Nicholson plays Jerry Black, a Reno homicide investigator who skips out on his own retirement party to cover one last crime scene. The rape-murder victim is a little girl, and when Nicholson visits her parents to break the news, the mother forces him to vow—“on your soul’s salvation”—to bring the killer to justice. Black’s young colleague (Eckhart) extracts a fishy confession from a mentally defective suspect (Del Toro), and the case is officially closed, but little details about it continue to nag at Black even after he’s cleaned out his desk. His former colleagues won’t listen to him—they think he just can’t let go of his job—and so working on his own he gathers evidence showing that a serial killer may be loose in the mountains of Nevada. Buying a gas station located within the killer’s stomping grounds, he turns it into an aerie from which he keeps an eye on the area’s inhabitants. His search brings him into contact with Lori (Ms. Penn), a single mother whose little girl fits the profile of the previous victims, and when Black sets up house with mother and daughter, it’s a situation that should bring out the best in any man. But he can’t forget the promise he once made, and eventually he becomes so consumed by his quest that he’s willing to do anything to lure the killer out.

On the most literal level Jerry Black really is just a guy who’s not ready for pasture, but Penn seems uninterested in exploring the emotional meaning of his dilemma. The pledge itself comes off like a plot convenience because we never understand why this seasoned investigator, who’s probably encountered every form of survivor’s grief imaginable, would make such a promise in the first place. Does the fact that the mother makes him swear over a cross mean something special to him? Is his promise only the excuse that his subconscious needs in order to justify his one-man investigation? We never find out because the movie, a false exercise in ambiguity, deliberately muddies these issues, and instead keeps teasing us with the possibility of a showdown with the killer. It’s bad enough that future generations will probably regard our culture’s fixation on serial killers with a mixture of wonder and scorn, but in the meantime we’re forced to sit through yet more flash shots of mangled bodies, tiresome crime-scene shop-talk, and tedious red herrings. If Penn and his screenwriters really wanted to make a character study, why did they cast it in the mold of a garden-variety serial killer flick?

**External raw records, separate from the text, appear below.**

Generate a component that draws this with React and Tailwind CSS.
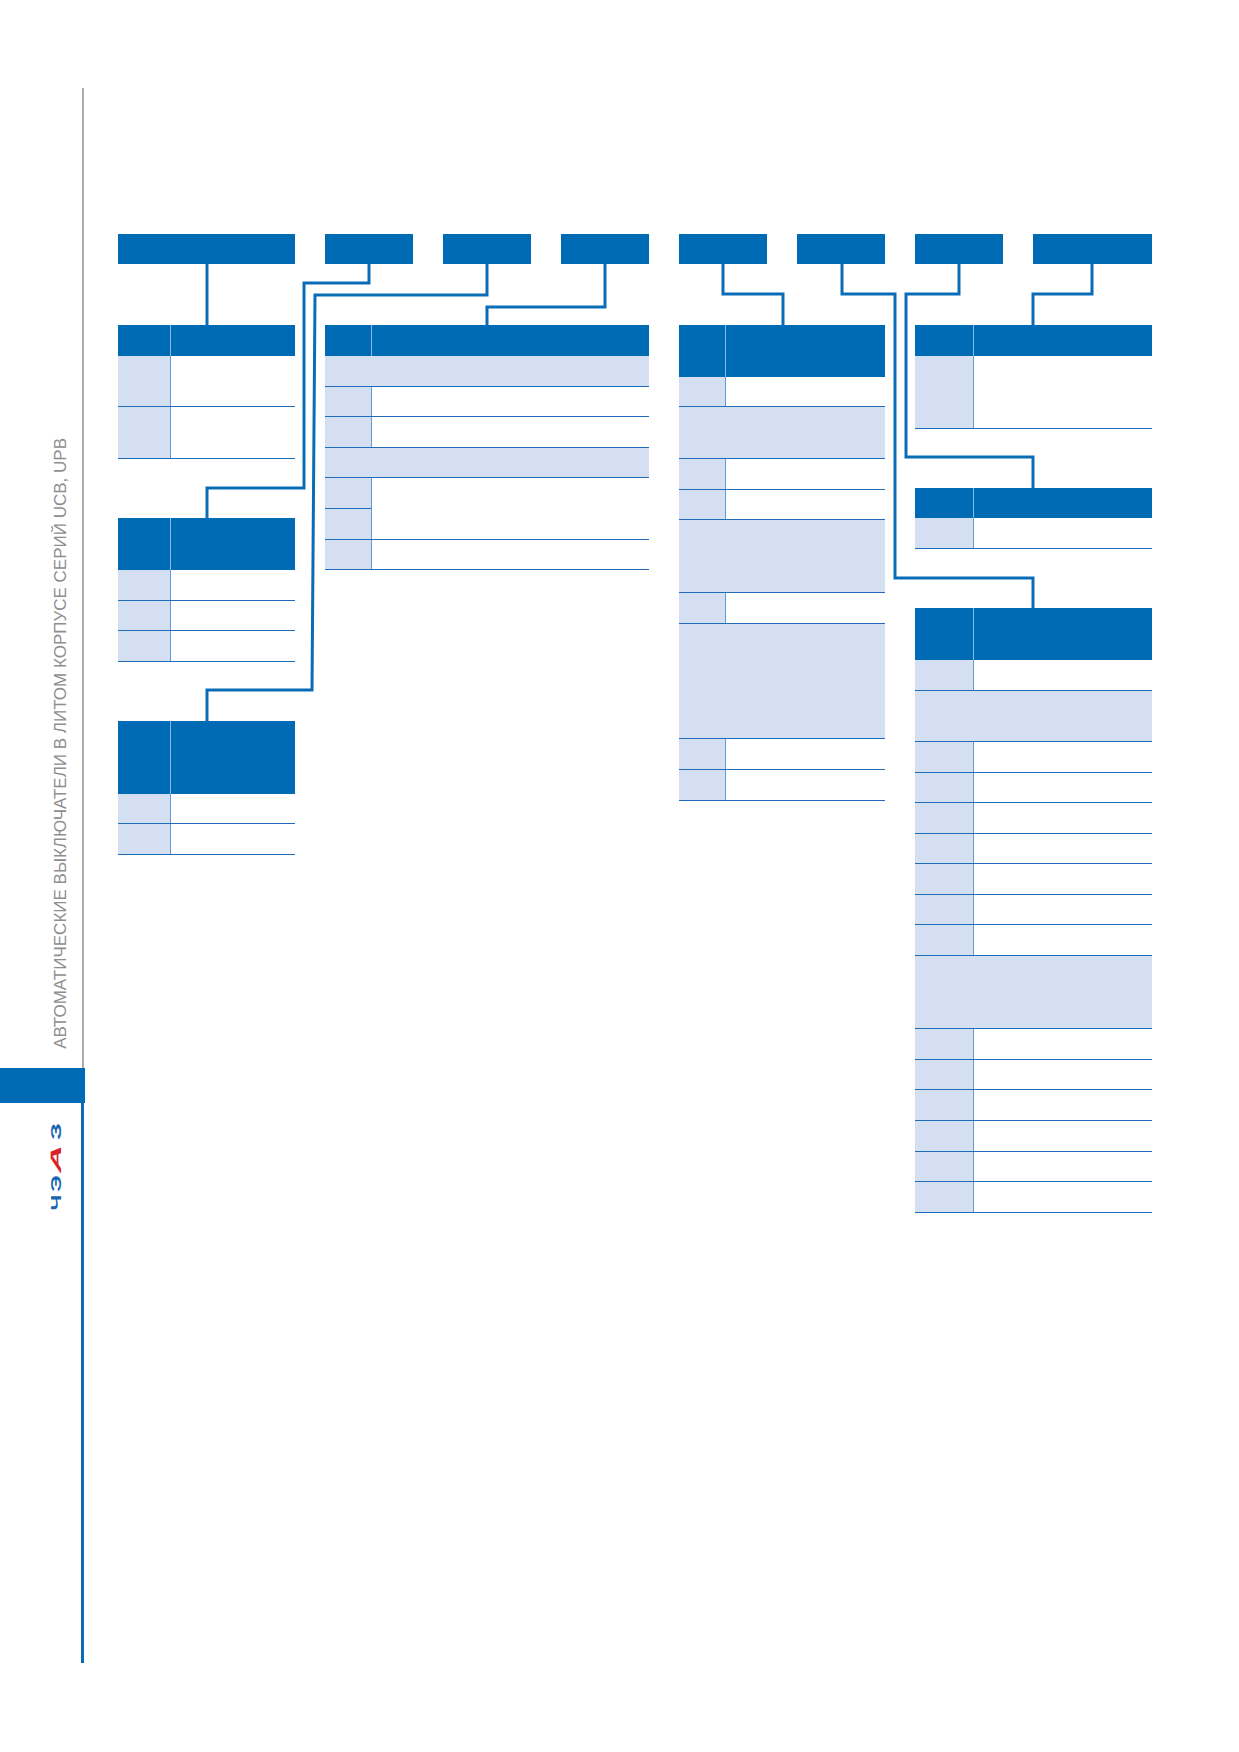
import React from "react";

// row specs: [type, height class] ; h = header, r = two-cell row, s = full-span shaded row, m = two left cells beside one tall right cell
const tables = {
  a: { left: "w-[53px]", rows: [["h", "h-[31px]"], ["r", "h-[51px]"], ["r", "h-[52px]"]] },
  a2: { left: "w-[53px]", rows: [["h", "h-[52px]"], ["r", "h-[30.6px]"], ["r", "h-[30.6px]"], ["r", "h-[30.6px]"]] },
  a3: { left: "w-[53px]", rows: [["h", "h-[73px]"], ["r", "h-[30.6px]"], ["r", "h-[30.6px]"]] },
  b: {
    left: "w-[47px]",
    rows: [
      ["h", "h-[31px]"],
      ["s", "h-[30.6px]"],
      ["r", "h-[30.6px]"],
      ["r", "h-[30.6px]"],
      ["s", "h-[30.6px]"],
      ["m", "h-[61.2px]"],
      ["r", "h-[30.6px]"],
    ],
  },
  c: {
    left: "w-[47px]",
    rows: [
      ["h", "h-[52px]"],
      ["r", "h-[30px]"],
      ["s", "h-[52px]"],
      ["r", "h-[30.5px]"],
      ["r", "h-[30.5px]"],
      ["s", "h-[73px]"],
      ["r", "h-[31px]"],
      ["s", "h-[115px]"],
      ["r", "h-[31px]"],
      ["r", "h-[31px]"],
    ],
  },
  d: { left: "w-[59px]", rows: [["h", "h-[31px]"], ["r", "h-[73px]"]] },
  e: { left: "w-[59px]", rows: [["h", "h-[30px]"], ["r", "h-[31px]"]] },
  f: {
    left: "w-[59px]",
    rows: [
      ["h", "h-[52px]"],
      ["r", "h-[31px]"],
      ["s", "h-[51px]"],
      ["r", "h-[30.57px]"],
      ["r", "h-[30.57px]"],
      ["r", "h-[30.57px]"],
      ["r", "h-[30.57px]"],
      ["r", "h-[30.57px]"],
      ["r", "h-[30.57px]"],
      ["r", "h-[30.57px]"],
      ["s", "h-[73px]"],
      ["r", "h-[30.67px]"],
      ["r", "h-[30.67px]"],
      ["r", "h-[30.67px]"],
      ["r", "h-[30.67px]"],
      ["r", "h-[30.67px]"],
      ["r", "h-[30.67px]"],
    ],
  },
};

const Table = ({ spec }) => (
  <div className="flex flex-col w-full">
    {spec.rows.map(([type, h], i) => {
      if (type === "h")
        return (
          <div key={i} className={`${h} flex bg-[#006bb5]`}>
            <div className={`${spec.left} shrink-0 border-r border-[#8db7e3]`} />
            <div className="flex-1" />
          </div>
        );
      if (type === "s")
        return <div key={i} className={`${h} bg-[#d4dff2] border-b border-[#1f6db8]`} />;
      if (type === "m")
        return (
          <div key={i} className={`${h} flex border-b border-[#1f6db8]`}>
            <div className={`${spec.left} shrink-0 flex flex-col bg-[#d4dff2] border-r border-[#5e9ad4]`}>
              <div className="flex-1 border-b border-[#1f6db8]" />
              <div className="flex-1" />
            </div>
            <div className="flex-1 bg-white" />
          </div>
        );
      return (
        <div key={i} className={`${h} flex border-b border-[#1f6db8]`}>
          <div className={`${spec.left} shrink-0 bg-[#d4dff2] border-r border-[#5e9ad4]`} />
          <div className="flex-1 bg-white" />
        </div>
      );
    })}
  </div>
);

const bars = ["w-[177px]", "w-[88px]", "w-[88px]", "w-[88px]", "w-[88px]", "w-[88px]", "w-[88px]", "w-[119px]"];

const connectors = [
  "M207 264 V325",
  "M369 264 V283 H304 V488 H207 V518",
  "M487 264 V295 H315 L312 690 H207 V721",
  "M605 264 V307 H487 V325",
  "M723 264 V294 H783 V325",
  "M842 264 V294 H895 V578 H1033 V608",
  "M959 264 V294 H906 V457 H1033 V488",
  "M1092 264 V294 H1033 V325",
];

const Sidebar = () => (
  <div className="w-[85px] shrink-0 flex flex-col pt-[88px]">
    <div className="h-[980px] mr-px border-r-2 border-[#ababab] flex flex-col justify-end items-start pl-[52px] pb-[19px]">
      <div className="[writing-mode:vertical-rl] rotate-180 whitespace-nowrap text-[17px] leading-[17px] text-[#8e8e8e] font-['Liberation_Sans',Arial,sans-serif]">
        АВТОМАТИЧЕСКИЕ ВЫКЛЮЧАТЕЛИ В ЛИТОМ КОРПУСЕ СЕРИЙ UCB, UPB
      </div>
    </div>
    <div className="h-[35px] bg-[#006bb5]" />
    <div className="h-[560px] mr-px border-r-[3px] border-[#0a6cb6] pt-[19px] pl-[49px]">
      <div className="flex flex-col items-center w-[13px] font-['Liberation_Sans',Arial,sans-serif] font-bold text-[15px] leading-none">
        <span className="h-[18px] flex items-center justify-center text-[#1866b0]">
          <span className="inline-block [transform:rotate(-90deg)_scaleX(1.8)]">З</span>
        </span>
        <span className="h-[31px] mt-[2px] flex items-center justify-center text-[#d8232a]">
          <span className="inline-block [transform:rotate(-90deg)_scaleX(2.6)_skewX(-12deg)]">А</span>
        </span>
        <span className="h-[17px] mt-[2px] flex items-center justify-center text-[#1866b0]">
          <span className="inline-block [transform:rotate(-90deg)_scaleX(1.55)]">Э</span>
        </span>
        <span className="h-[15px] mt-[3px] flex items-center justify-center text-[#1866b0]">
          <span className="inline-block [transform:rotate(-90deg)_scaleX(1.5)]">Ч</span>
        </span>
      </div>
    </div>
  </div>
);

export default function App() {
  return (
    <div className="relative w-[1239px] min-h-[1752px] bg-white flex">
      <Sidebar />
      <div className="pl-[33px] pt-[234px] flex flex-col gap-[61px]">
        <div className="flex gap-[30px]">
          {bars.map((w, i) => (
            <div key={i} className={`${w} h-[30px] bg-[#006bb5]`} />
          ))}
        </div>
        <div className="flex gap-[30px] items-start">
          <div className="w-[177px] flex flex-col gap-[59px]">
            <Table spec={tables.a} />
            <Table spec={tables.a2} />
            <Table spec={tables.a3} />
          </div>
          <div className="w-[324px]">
            <Table spec={tables.b} />
          </div>
          <div className="w-[206px]">
            <Table spec={tables.c} />
          </div>
          <div className="w-[237px] flex flex-col gap-[59px]">
            <Table spec={tables.d} />
            <Table spec={tables.e} />
            <Table spec={tables.f} />
          </div>
        </div>
      </div>
      <svg className="absolute top-0 left-0 pointer-events-none" width="1239" height="1752" viewBox="0 0 1239 1752">
        {connectors.map((d, i) => (
          <path key={i} d={d} fill="none" stroke="#0a6cb6" strokeWidth="3" strokeLinejoin="miter" />
        ))}
      </svg>
    </div>
  );
}
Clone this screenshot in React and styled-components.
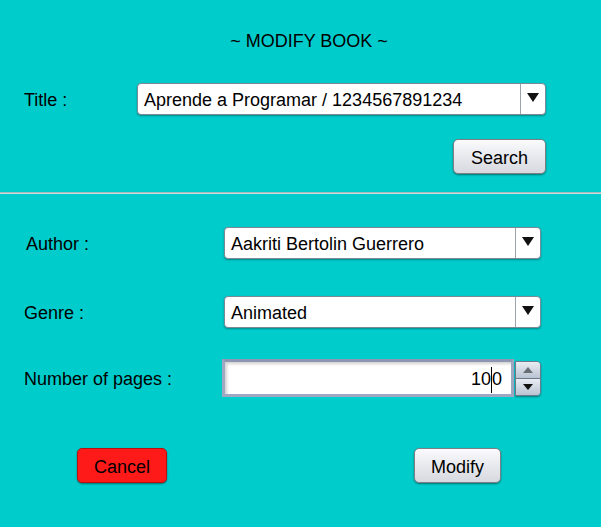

The penitential heaviness that occasionally afflicts Penn’s acting has thoroughly infected his work as a director, and The Pledge is so logy and doom-laden that watching it feels like a hike through waist-deep snow. Incapable of laying bare his protagonist’s mental landscape, Penn dwells on external bits of business so inarticulate that they come across like cinematic grunts: a malfunctioning credit card machine, a cigarette that’s stubbed out in an orange peel. Cinematographer Chris Menges (Local Hero, The Boxer) has done some lovely work over the years, but here he indulges in arty rhinestones—mostly a lot of out-of-focus and slow-motion shots—that lost their shine in the Sixties.

Nicholson’s performance is stripped of any vanity—he’s not afraid to let the camera rest on his sagging features—but he doesn’t come close to conveying the contours of Black’s obsession. This man who once held audiences in the palm of his hand lost the ability to draw us to him a long, long time ago, and in scenes such as the one where Black reads “Thumbelina” to Lori’s daughter, he throws away his chances to make us forget the aging roue that haunts the Oscars every year. Robin Wright Penn comes off best of the featured players: Lori, with her chipped front tooth and nicked-up features, is a woman we’ve crossed paths with in the supermarket a thousand times. But the movie’s one moment of genuine feeling comes through in a brief scene with Mickey Rourke. When Rourke, as a grieving father, unexpectedly bursts into tears, it knocks The Pledge off its uncommitted axis, and in a flash you remember all the good that a little humanity can do for a movie.